In the San Luis Obispo case, Roozrokh and another transplant surgeon, Dr. Arturo Martinez, were in the room, and Roozrokh ordered narcotic painkillers and sedatives for the patient, Ruben Navarro, according to a report by federal regulators. Both worked at Kaiser Permanente's now defunct kidney transplant center in San Francisco but were retrieving the organs on behalf of a regional organ procurement group, not Kaiser.
Roozrokh's attorney has said his client did nothing wrong and did not hasten Navarro's death.
The network board has found fault with the handling of the incident and wants to avoid a recurrence, officials said.
The network is under pressure from lawmakers to improve its oversight of transplantation, and an influential senator is asking whether the group is doing enough to protect patients.
"I continue to be concerned about lax oversight of the transplant system," Sen.
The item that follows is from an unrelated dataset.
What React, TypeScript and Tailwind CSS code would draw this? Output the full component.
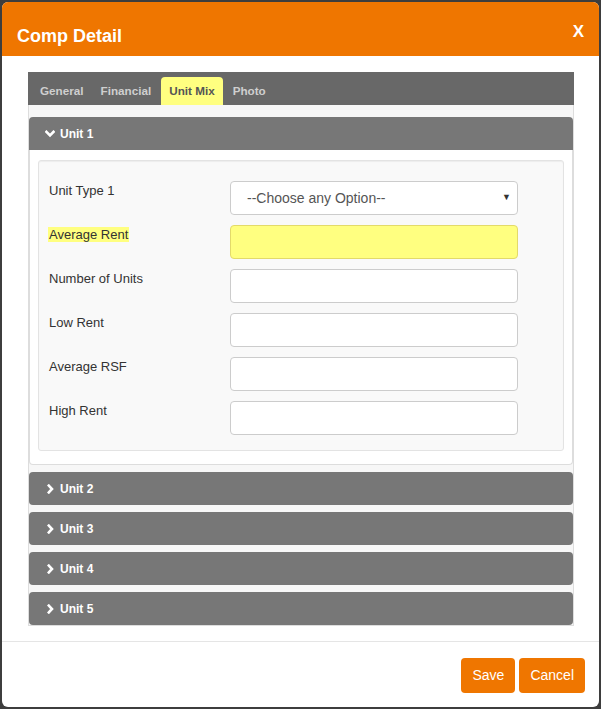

Charles E. Grassley (R-Iowa), ranking member of the Senate Finance Committee, said in a statement this week. "At first the focus was on risk to patients waiting for donors, and now we see we need to do more to protect donors, too."
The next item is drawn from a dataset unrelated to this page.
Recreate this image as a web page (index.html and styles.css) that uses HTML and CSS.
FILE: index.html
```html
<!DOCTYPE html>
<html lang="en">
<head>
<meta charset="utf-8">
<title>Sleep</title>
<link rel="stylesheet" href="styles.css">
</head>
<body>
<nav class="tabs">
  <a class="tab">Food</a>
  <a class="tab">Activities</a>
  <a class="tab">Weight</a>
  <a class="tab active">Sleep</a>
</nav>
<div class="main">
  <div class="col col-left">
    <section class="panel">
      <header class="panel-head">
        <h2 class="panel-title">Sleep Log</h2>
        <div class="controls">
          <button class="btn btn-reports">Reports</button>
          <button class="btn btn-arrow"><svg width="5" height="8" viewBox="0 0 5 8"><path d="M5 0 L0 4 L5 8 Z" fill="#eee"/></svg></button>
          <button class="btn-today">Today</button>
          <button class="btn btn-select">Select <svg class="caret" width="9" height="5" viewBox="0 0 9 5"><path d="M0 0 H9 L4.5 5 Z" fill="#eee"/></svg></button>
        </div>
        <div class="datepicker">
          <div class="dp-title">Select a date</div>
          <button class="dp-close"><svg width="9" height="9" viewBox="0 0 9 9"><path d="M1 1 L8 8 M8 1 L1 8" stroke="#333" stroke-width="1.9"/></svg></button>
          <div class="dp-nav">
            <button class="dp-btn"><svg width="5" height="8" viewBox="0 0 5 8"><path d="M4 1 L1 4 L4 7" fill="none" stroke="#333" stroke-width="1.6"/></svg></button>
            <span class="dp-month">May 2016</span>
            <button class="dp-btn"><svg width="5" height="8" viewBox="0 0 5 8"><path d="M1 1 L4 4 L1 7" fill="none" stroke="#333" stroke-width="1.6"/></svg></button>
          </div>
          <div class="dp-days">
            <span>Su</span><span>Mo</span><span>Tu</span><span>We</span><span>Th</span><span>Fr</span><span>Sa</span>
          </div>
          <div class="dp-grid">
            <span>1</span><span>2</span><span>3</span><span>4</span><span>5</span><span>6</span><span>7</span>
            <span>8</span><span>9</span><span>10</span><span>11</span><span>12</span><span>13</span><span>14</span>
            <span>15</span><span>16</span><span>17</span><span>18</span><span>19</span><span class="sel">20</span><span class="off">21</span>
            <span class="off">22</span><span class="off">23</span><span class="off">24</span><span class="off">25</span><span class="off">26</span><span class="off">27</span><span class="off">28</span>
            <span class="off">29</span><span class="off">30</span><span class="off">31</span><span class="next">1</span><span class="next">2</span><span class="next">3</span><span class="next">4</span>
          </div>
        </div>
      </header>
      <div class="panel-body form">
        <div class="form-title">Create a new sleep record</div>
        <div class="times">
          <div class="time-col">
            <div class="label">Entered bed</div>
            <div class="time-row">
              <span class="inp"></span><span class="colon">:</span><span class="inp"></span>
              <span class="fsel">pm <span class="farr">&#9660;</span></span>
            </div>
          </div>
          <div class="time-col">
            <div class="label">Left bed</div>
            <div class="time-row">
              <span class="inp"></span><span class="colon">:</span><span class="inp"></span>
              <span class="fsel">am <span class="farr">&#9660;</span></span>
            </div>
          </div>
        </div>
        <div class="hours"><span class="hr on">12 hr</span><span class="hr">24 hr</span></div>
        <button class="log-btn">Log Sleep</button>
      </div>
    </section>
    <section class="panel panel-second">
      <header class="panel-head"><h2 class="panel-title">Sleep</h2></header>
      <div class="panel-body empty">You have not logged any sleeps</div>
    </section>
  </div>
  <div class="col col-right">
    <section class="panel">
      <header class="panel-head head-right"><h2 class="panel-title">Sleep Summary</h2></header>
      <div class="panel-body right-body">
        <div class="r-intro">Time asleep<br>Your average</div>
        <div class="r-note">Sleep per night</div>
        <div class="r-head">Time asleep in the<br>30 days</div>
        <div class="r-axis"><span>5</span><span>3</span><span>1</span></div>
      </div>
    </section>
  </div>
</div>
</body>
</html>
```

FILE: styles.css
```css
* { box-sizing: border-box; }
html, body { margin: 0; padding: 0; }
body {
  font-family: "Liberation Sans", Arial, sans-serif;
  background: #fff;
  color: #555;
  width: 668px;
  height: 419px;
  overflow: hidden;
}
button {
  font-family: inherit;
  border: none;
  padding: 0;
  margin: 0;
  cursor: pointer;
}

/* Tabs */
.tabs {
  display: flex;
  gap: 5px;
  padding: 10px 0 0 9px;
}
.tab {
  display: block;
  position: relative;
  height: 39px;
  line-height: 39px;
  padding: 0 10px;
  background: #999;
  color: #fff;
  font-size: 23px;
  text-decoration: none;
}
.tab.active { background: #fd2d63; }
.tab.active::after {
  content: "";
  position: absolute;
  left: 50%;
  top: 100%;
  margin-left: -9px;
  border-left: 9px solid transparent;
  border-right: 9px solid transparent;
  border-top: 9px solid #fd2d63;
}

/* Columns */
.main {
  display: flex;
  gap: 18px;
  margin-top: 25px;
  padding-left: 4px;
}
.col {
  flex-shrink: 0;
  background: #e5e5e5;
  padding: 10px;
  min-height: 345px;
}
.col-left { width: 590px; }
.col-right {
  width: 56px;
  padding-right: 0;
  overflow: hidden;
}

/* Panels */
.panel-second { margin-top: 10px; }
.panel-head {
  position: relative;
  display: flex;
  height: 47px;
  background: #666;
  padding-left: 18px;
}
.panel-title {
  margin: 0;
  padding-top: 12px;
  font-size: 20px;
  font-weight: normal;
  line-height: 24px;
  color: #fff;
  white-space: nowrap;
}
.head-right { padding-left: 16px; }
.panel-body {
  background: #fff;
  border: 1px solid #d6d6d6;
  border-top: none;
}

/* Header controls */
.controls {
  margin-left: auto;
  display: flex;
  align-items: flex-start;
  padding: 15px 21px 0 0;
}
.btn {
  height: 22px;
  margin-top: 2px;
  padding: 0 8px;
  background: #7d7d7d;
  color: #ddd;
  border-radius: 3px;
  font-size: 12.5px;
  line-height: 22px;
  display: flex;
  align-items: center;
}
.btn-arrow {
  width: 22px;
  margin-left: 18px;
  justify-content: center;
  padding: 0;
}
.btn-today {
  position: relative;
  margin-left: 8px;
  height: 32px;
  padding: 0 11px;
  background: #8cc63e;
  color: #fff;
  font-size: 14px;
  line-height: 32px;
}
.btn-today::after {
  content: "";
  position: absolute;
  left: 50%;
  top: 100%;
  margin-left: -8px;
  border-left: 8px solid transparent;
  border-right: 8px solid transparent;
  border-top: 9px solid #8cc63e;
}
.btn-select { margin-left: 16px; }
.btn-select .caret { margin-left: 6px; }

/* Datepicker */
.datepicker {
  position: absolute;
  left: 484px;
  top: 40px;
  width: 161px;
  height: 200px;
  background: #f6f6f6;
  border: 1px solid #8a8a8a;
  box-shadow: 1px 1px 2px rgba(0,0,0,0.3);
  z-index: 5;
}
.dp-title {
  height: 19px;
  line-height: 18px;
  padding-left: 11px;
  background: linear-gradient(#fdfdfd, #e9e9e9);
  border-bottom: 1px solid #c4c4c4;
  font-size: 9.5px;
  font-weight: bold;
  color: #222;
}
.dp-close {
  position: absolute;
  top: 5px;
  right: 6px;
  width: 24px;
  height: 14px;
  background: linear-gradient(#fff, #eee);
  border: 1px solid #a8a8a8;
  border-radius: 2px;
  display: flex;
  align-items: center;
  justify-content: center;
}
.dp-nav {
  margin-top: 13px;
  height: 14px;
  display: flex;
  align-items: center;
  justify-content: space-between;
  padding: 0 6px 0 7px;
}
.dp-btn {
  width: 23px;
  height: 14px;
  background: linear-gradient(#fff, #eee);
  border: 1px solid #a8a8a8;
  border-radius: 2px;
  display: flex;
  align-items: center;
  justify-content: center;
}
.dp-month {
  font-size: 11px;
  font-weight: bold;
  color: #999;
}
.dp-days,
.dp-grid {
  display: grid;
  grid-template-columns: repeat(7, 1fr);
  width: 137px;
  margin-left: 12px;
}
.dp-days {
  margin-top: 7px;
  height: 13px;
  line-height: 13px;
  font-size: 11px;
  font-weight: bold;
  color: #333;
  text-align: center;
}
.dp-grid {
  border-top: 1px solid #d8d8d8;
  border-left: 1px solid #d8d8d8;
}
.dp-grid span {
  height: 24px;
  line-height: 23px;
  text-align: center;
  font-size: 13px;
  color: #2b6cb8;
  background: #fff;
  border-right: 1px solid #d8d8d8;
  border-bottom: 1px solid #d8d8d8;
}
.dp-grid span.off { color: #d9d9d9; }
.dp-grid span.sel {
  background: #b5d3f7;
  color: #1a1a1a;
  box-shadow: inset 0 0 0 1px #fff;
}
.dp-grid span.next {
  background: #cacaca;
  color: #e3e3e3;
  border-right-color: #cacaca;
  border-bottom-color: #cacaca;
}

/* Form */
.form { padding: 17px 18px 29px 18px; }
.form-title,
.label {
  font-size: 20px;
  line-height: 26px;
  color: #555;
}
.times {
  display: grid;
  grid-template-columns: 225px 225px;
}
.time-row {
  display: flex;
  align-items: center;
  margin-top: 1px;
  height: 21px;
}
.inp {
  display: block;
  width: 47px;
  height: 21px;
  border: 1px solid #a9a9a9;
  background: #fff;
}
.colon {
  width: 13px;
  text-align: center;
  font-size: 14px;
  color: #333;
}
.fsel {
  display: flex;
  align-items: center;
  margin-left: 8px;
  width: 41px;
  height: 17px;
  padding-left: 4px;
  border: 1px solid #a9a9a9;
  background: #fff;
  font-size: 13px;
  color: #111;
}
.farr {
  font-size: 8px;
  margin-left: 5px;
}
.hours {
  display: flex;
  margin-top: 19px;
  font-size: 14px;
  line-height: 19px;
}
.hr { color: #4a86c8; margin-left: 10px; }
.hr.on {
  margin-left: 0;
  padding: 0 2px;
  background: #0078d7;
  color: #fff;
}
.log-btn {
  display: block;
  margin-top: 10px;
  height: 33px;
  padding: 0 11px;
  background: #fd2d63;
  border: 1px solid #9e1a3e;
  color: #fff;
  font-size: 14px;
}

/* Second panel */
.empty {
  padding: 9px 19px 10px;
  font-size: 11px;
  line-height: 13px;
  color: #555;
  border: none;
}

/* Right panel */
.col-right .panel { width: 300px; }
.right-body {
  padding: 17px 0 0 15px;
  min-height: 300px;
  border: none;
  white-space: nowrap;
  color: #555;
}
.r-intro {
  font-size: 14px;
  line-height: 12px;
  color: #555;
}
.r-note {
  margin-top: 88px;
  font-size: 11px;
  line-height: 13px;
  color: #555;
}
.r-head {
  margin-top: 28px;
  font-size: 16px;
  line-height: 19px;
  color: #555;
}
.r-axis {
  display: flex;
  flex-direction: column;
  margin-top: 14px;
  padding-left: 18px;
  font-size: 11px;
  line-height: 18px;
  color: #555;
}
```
Removing organs from brain-damaged patients once their hearts stopped was standard practice until about four decades ago, when the medical community arrived at a means of defining brain death; that then became the standard for selecting donors.
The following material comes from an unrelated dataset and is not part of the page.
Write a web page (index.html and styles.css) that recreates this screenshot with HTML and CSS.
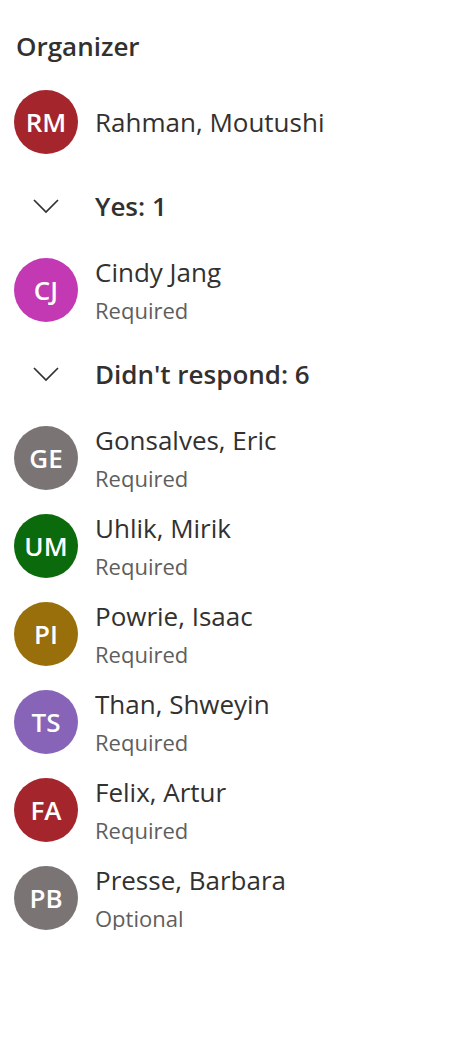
FILE: index.html
```html
<!DOCTYPE html>
<html lang="en">
<head>
<meta charset="utf-8">
<title>Attendees</title>
<link rel="stylesheet" href="styles.css">
</head>
<body>
<div class="panel">
  <div class="section-title">Organizer</div>
  <div class="person">
    <div class="avatar red">RM</div>
    <div class="info"><div class="name">Rahman, Moutushi</div></div>
  </div>

  <div class="group-header">
    <svg class="chevron" width="28" height="16" viewBox="0 0 28 16"><path d="M2 2 L14 14 L26 2" fill="none" stroke="#323130" stroke-width="1.7"/></svg>
    <span class="group-label">Yes: 1</span>
  </div>
  <div class="person">
    <div class="avatar magenta">CJ</div>
    <div class="info"><div class="name">Cindy Jang</div><div class="role">Required</div></div>
  </div>

  <div class="group-header">
    <svg class="chevron" width="28" height="16" viewBox="0 0 28 16"><path d="M2 2 L14 14 L26 2" fill="none" stroke="#323130" stroke-width="1.7"/></svg>
    <span class="group-label">Didn't respond: 6</span>
  </div>
  <div class="list">
    <div class="person">
      <div class="avatar gray">GE</div>
      <div class="info"><div class="name">Gonsalves, Eric</div><div class="role">Required</div></div>
    </div>
    <div class="person">
      <div class="avatar green">UM</div>
      <div class="info"><div class="name">Uhlik, Mirik</div><div class="role">Required</div></div>
    </div>
    <div class="person">
      <div class="avatar gold">PI</div>
      <div class="info"><div class="name">Powrie, Isaac</div><div class="role">Required</div></div>
    </div>
    <div class="person">
      <div class="avatar purple">TS</div>
      <div class="info"><div class="name">Than, Shweyin</div><div class="role">Required</div></div>
    </div>
    <div class="person">
      <div class="avatar red">FA</div>
      <div class="info"><div class="name">Felix, Artur</div><div class="role">Required</div></div>
    </div>
    <div class="person">
      <div class="avatar gray">PB</div>
      <div class="info"><div class="name">Presse, Barbara</div><div class="role">Optional</div></div>
    </div>
  </div>
</div>
</body>
</html>
```
FILE: styles.css
```css
html, body {
  margin: 0;
  padding: 0;
  background: #ffffff;
}
body {
  font-family: "Open Sans", "Noto Sans", sans-serif;
  color: #323130;
}
.panel {
  padding: 30px 0 0 14px;
}
.section-title {
  font-size: 26px;
  font-weight: 600;
  line-height: 32px;
  height: 32px;
  padding-left: 2px;
  margin-bottom: 28px;
}
.person {
  display: flex;
  align-items: center;
  gap: 17px;
  height: 64px;
}
.list {
  display: flex;
  flex-direction: column;
  gap: 24px;
}
.avatar {
  width: 64px;
  height: 64px;
  border-radius: 50%;
  flex: none;
  display: flex;
  align-items: center;
  justify-content: center;
  color: #ffffff;
  font-size: 26px;
  font-weight: 600;
}
.red { background: #a4262c; }
.magenta { background: #c239b3; }
.gray { background: #7a7574; }
.green { background: #0b6a0b; }
.gold { background: #986f0b; }
.purple { background: #8764b8; }
.info {
  display: flex;
  flex-direction: column;
}
.name {
  font-size: 26px;
  line-height: 39px;
}
.role {
  font-size: 22px;
  line-height: 36px;
  color: #605e5c;
}
.group-header {
  display: flex;
  align-items: center;
  height: 56px;
  margin: 24px 0;
  padding-left: 18px;
  gap: 35px;
}
.chevron {
  flex: none;
}
.group-label {
  font-size: 26px;
  font-weight: 600;
}
```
In Southern California, 15 of 432 donors last year came from donations after cardiac death, according to OneLegacy, the regional organ procurement agency. This year, there have been nine.
Western Medical Center-Santa Ana supports donation after cardiac death as a way "to give the family an option to make something better come out of a bad situation," said Sherri Lamon, director of the intensive care and critical care units. It has done six such procedures since 2002, one this year.
But like most other hospitals that allow such retrievals, Western Medical already had a policy to ensure transplant surgeons didn't influence or take part in end-of-life decisions. Transplant surgeons are not allowed in the operating room with a dying patient until five minutes after the patient's heart has stopped, Lamon said.
"We are very strict with that," she said. "Someone is watching the clock, keeping time, standing at the door."